MULTITAT: Benchmarking Multilingual Table-and-Text Question Answering
Xuanliang Zhang, Dingzirui Wang, Keyan Xu, Qingfu Zhu, Wanxiang Che
TL;DR
This work introduces MultiTAT, the first multilingual benchmark for TATQA, addressing the English-centric nature of prior datasets by sampling from HybridQA, TAT-QA, and SciTAT and translating instances into 11 languages. To bridge English TATQA capabilities to non-English contexts, the authors propose Ours, a two-module baseline consisting of Linking (cross-language information retrieval) and Reasoning (English-language program generation). Empirical results show a substantial non-English performance gap (approximately 19.4%), with Ours achieving an average improvement of about 3.3 EM/F1 over baselines, though all models still face significant challenges (EM/F1 below 40). The paper also provides extensive analyses on prompt language, cross-lingual settings, answer sources/types, and error modes, offering actionable insights for advancing multilingual TATQA and highlighting the important role of linking and cross-lingual reasoning in hybrid table-and-text QA.
Abstract
Question answering on the hybrid context of tables and text (TATQA) is a critical task, with broad applications in data-intensive domains. However, existing TATQA datasets are limited to English, leading to several drawbacks: (i) They overlook the challenges of multilingual TAT-QA and cannot assess model performance in the multilingual setting. (ii) They do not reflect real-world scenarios where tables and texts frequently appear in non-English languages. To address the limitations, we propose the first multilingual TATQA dataset (MULTITAT).

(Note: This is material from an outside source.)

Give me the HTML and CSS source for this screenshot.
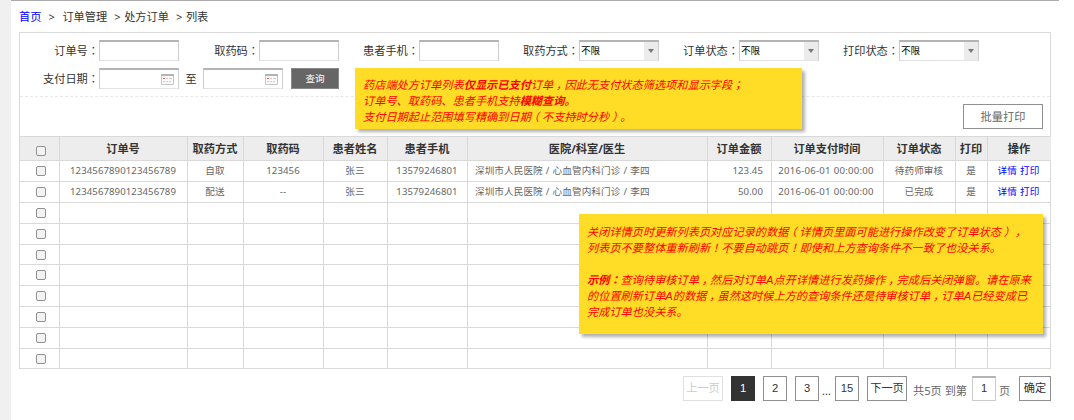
FILE: index.html
```
<!DOCTYPE html>
<html lang="zh-CN">
<head>
<meta charset="utf-8">
<title>订单列表</title>
<link rel="stylesheet" href="styles.css">
</head>
<body>
<div class="page">
  <nav class="crumbs"><a class="home">首页</a><span class="sep wide">&gt;</span><span>订单管理</span><span class="sep">&gt;</span><span>处方订单</span><span class="sep">&gt;</span><span>列表</span></nav>
  <main class="panel">
    <section class="filters">
      <div class="line">
        <label class="field"><span class="label">订单号<i class="p" lang="ja">：</i></span><span class="box"></span></label>
        <label class="field"><span class="label">取药码<i class="p" lang="ja">：</i></span><span class="box"></span></label>
        <label class="field"><span class="label">患者手机<i class="p" lang="ja">：</i></span><span class="box"></span></label>
        <label class="field"><span class="label">取药方式<i class="p" lang="ja">：</i></span><span class="box select">不限<span class="arrow"></span></span></label>
        <label class="field"><span class="label">订单状态<i class="p" lang="ja">：</i></span><span class="box select">不限<span class="arrow"></span></span></label>
        <label class="field"><span class="label">打印状态<i class="p" lang="ja">：</i></span><span class="box select">不限<span class="arrow"></span></span></label>
      </div>
      <div class="line">
        <label class="field"><span class="label">支付日期<i class="p" lang="ja">：</i></span><span class="box date"><svg class="cal" viewBox="0 0 13 11"><path d="M.5.5h12v10H.5z" fill="#fafafa" stroke="#c6c6c6"/><path d="M0 1h13" stroke="#b4b4b4" stroke-width="2"/><path d="M2 4.5h2" stroke="#e06060"/><path d="M5 4.5h2M8 4.5h3M2 7.5h2M5 7.5h2M8 7.5h2" stroke="#ccc"/></svg></span></label>
        <span class="to">至</span>
        <span class="box date"><svg class="cal" viewBox="0 0 13 11"><path d="M.5.5h12v10H.5z" fill="#fafafa" stroke="#c6c6c6"/><path d="M0 1h13" stroke="#b4b4b4" stroke-width="2"/><path d="M2 4.5h2" stroke="#e06060"/><path d="M5 4.5h2M8 4.5h3M2 7.5h2M5 7.5h2M8 7.5h2" stroke="#ccc"/></svg></span>
        <span class="query">查询</span>
      </div>
    </section>
    <div class="actions"><span class="batch">批量打印</span></div>
    <table class="orders">
      <colgroup><col class="c40"><col class="c128"><col class="c56"><col class="c80"><col class="c64"><col class="c80"><col class="c240"><col class="c64"><col class="c112"><col class="c72"><col class="c32"><col class="c63"></colgroup>
      <thead><tr><th><b class="check"></b></th><th>订单号</th><th>取药方式</th><th>取药码</th><th>患者姓名</th><th>患者手机</th><th>医院/科室/医生</th><th>订单金额</th><th>订单支付时间</th><th>订单状态</th><th>打印</th><th>操作</th></tr></thead>
      <tbody>
        <tr><td><b class="check"></b></td><td>1234567890123456789</td><td>自取</td><td>123456</td><td>张三</td><td>13579246801</td><td class="left">深圳市人民医院 / 心血管内科门诊 / 李四</td><td class="right">123.45</td><td class="time">2016-06-01 00:00:00</td><td>待药师审核</td><td>是</td><td class="links"><a>详情</a> <a>打印</a></td></tr>
        <tr><td><b class="check"></b></td><td>1234567890123456789</td><td>配送</td><td>--</td><td>张三</td><td>13579246801</td><td class="left">深圳市人民医院 / 心血管内科门诊 / 李四</td><td class="right">50.00</td><td class="time">2016-06-01 00:00:00</td><td>已完成</td><td>是</td><td class="links"><a>详情</a> <a>打印</a></td></tr>
        <tr><td><b class="check"></b></td><td></td><td></td><td></td><td></td><td></td><td></td><td></td><td></td><td></td><td></td><td></td></tr>
        <tr><td><b class="check"></b></td><td></td><td></td><td></td><td></td><td></td><td></td><td></td><td></td><td></td><td></td><td></td></tr>
        <tr><td><b class="check"></b></td><td></td><td></td><td></td><td></td><td></td><td></td><td></td><td></td><td></td><td></td><td></td></tr>
        <tr><td><b class="check"></b></td><td></td><td></td><td></td><td></td><td></td><td></td><td></td><td></td><td></td><td></td><td></td></tr>
        <tr><td><b class="check"></b></td><td></td><td></td><td></td><td></td><td></td><td></td><td></td><td></td><td></td><td></td><td></td></tr>
        <tr><td><b class="check"></b></td><td></td><td></td><td></td><td></td><td></td><td></td><td></td><td></td><td></td><td></td><td></td></tr>
        <tr><td><b class="check"></b></td><td></td><td></td><td></td><td></td><td></td><td></td><td></td><td></td><td></td><td></td><td></td></tr>
        <tr><td><b class="check"></b></td><td></td><td></td><td></td><td></td><td></td><td></td><td></td><td></td><td></td><td></td><td></td></tr>
      </tbody>
    </table>
  </main>
  <div class="pager">
    <span class="pg word off">上一页</span><span class="pg on">1</span><span class="pg">2</span><span class="pg">3</span><span class="dots">...</span><span class="pg">15</span><span class="pg word">下一页</span><span class="total">共5页 到第</span><span class="pg goto">1</span><span class="unit">页</span><span class="pg ok">确定</span>
  </div>
</div>
<aside class="note note-filter">药店端处方订单列表<strong>仅显示已支付</strong>订单<i class="c">，</i>因此无支付状态筛选项和显示字段<i class="p" lang="ja">；</i><br>订单号、取药码、患者手机支持<strong>模糊查询。</strong><br>支付日期起止范围填写精确到日期<i class="c">（</i>不支持时分秒<i class="c">）</i>。</aside>
<aside class="note note-list">关闭详情页时更新列表页对应记录的数据<i class="c">（</i>详情页里面可能进行操作改变了订单状态<i class="c">）</i><i class="c">，</i><br>列表页不要整体重新刷新<i class="p" lang="ja">！</i>不要自动跳页<i class="p" lang="ja">！</i>即使和上方查询条件不一致了也没关系。<br><br><strong>示例<i class="p" lang="ja">：</i></strong>查询待审核订单<i class="c">，</i>然后对订单A点开详情进行发药操作<i class="c">，</i>完成后关闭弹窗。请在原来<br>的位置刷新订单A的数据<i class="c">，</i>虽然这时候上方的查询条件还是待审核订单<i class="c">，</i>订单A已经变成已<br>完成订单也没关系。</aside>
</body>
</html>
```

FILE: styles.css
```
* { box-sizing: border-box; }
body {
  margin: 0;
  height: 420px;
  overflow: hidden;
  position: relative;
  background: #fff;
  color: #333;
  font: 11.2px/16px "Noto Sans", "Noto Sans CJK SC", sans-serif;
  font-kerning: none;
  text-spacing-trim: space-all;
  white-space: nowrap;
}
.page {
  width: 1059px;
  height: 420px;
  padding-left: 8px;
  border-left: 11px solid #f0f0f0;
  background: linear-gradient(#aaa, #aaa) 0 0 / 100% 1px no-repeat;
}
.crumbs { display: flex; height: 32px; padding-top: 9px; }
.home { color: #00f; }
.sep { width: 17px; padding-left: 7px; }
.sep.wide { width: 21px; }
.p { font-family: "Noto Sans CJK JP", sans-serif; font-style: inherit; line-height: 0; }
/* half-width punctuation centred in a full-width cell */
.c { font-style: inherit; font-feature-settings: "halt"; padding: 0 2.8px; }

.panel { width: 1032px; border: 1px solid #d9d9d9; border-bottom: 0; }
.filters { height: 64px; padding-top: 7px; border-bottom: 1px dashed #e8e8e8; }
.line { display: flex; height: 28px; align-items: flex-start; }
.field { display: flex; width: 160px; flex: none; }
.line .field:first-child { width: 159px; }
.label { width: 80px; text-align: right; line-height: 21px; }
.line .field:first-child .label { width: 79px; }
.box {
  width: 80px;
  height: 21px;
  flex: none;
  border: 1px solid #ccc;
  border-top: 2px solid #b3b3b3;
  border-bottom-color: #e3e3e3;
  background: #fff;
}
.select { display: flex; justify-content: space-between; padding-left: 1px; font-size: 9.6px; line-height: 18px; color: #000; }
.arrow {
  width: 14px;
  height: 18px;
  display: flex;
  align-items: center;
  justify-content: center;
  background: #ebebeb;
}
.arrow::after { content: ""; border: 3.5px solid transparent; border-top: 4px solid #777; border-bottom: 0; }
.date { display: flex; align-items: center; justify-content: flex-end; padding-right: 4px; }
.cal { width: 13px; height: 11px; }
.to { width: 24px; text-align: center; line-height: 21px; }
.query { width: 48px; height: 21px; margin-left: 8px; border: 1px solid #888; background: #666; color: #fff; font-size: 9.6px; line-height: 19px; text-align: center; }
.actions { height: 39px; display: flex; justify-content: flex-end; padding: 7px 7px 0 0; }
.batch { width: 80px; height: 25px; border: 1px solid #909090; color: #666; line-height: 23px; text-align: center; }

.orders { width: 1031px; table-layout: fixed; border-collapse: separate; border-spacing: 0; border-top: 1px solid #d9d9d9; }
.c32 { width: 32px; }
.c40 { width: 40px; }
.c56 { width: 56px; }
.c63 { width: 63px; }
.c64 { width: 64px; }
.c72 { width: 72px; }
.c80 { width: 80px; }
.c112 { width: 112px; }
.c128 { width: 128px; }
.c240 { width: 240px; }
.orders th, .orders td { padding: 0 1px 0 0; border-right: 1px solid #d9d9d9; border-bottom: 1px solid #d9d9d9; text-align: center; }
.orders th { height: 24px; background: #ededed; }
.orders td { height: 21px; padding-bottom: 2px; color: #666; font-size: 9.6px; line-height: 15px; letter-spacing: 0.09px; word-spacing: 0.5px; }
.orders tbody tr:nth-child(5n) td { height: 20px; }
.orders th:last-child, .orders td:last-child { border-right: 0; }
.orders .left { text-align: left; padding-left: 7px; }
.orders .right { text-align: right; padding-right: 8px; }
.orders .time { letter-spacing: 0.22px; padding-right: 3px; }
.orders .links { color: #00f; padding-right: 2px; }
.check { display: block; width: 10px; height: 10px; margin: 2px auto 0 16px; border: 1px solid #909090; border-radius: 2px; background: #f3f3f3; }
th .check { margin-top: 4px; }

.pager { width: 1032px; display: flex; justify-content: flex-end; padding-top: 7px; }
.pg { width: 24px; height: 25px; margin-left: 8px; border: 1px solid #909090; color: #333; font-family: "Liberation Sans", "Noto Sans CJK SC", sans-serif; line-height: 23px; text-align: center; }
.word { width: 40px; }
.off { color: #ccc; border-color: #e0e0e0; }
.on { background: #333; border-color: #333; color: #fff; }
.dots { width: 16px; margin-right: -8px; padding-left: 3px; line-height: 30px; }
.total { width: 59px; margin-left: 6px; color: #666; line-height: 29px; }
.goto { margin-left: 0; border-color: #ccc; border-top: 2px solid #b3b3b3; line-height: 21px; }
.unit { width: 15px; margin-left: 3px; margin-right: 1px; color: #666; line-height: 29px; }
.ok { width: 32px; margin-left: 4px; }

.note { position: absolute; background: #ffdc25; color: #f00; font-family: "Liberation Sans", "Noto Sans CJK SC", sans-serif; font-style: italic; box-shadow: 3px 3px 3px rgba(0, 0, 0, .3); }
.note .p { font-family: "Noto Sans CJK JP", sans-serif; }
.note-filter { left: 355px; top: 68px; width: 447px; height: 61px; padding: 9px 8px; }
.note-list { left: 579px; top: 214px; width: 464px; height: 120px; padding: 10px 8px; }
```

Specifically, we sample data from 3 mainstream TATQA datasets and translate it into 10 diverse languages. To align the model TATQA capabilities in English with other languages, we develop a baseline, Ours. Experimental results reveal that the performance on non-English data in MULTITAT drops by an average of 19.4% compared to English, proving the necessity of MULTITAT. We further analyze the reasons for this performance gap. Furthermore, Ours outperforms other baselines by an average of 3.3, demonstrating its effectiveness.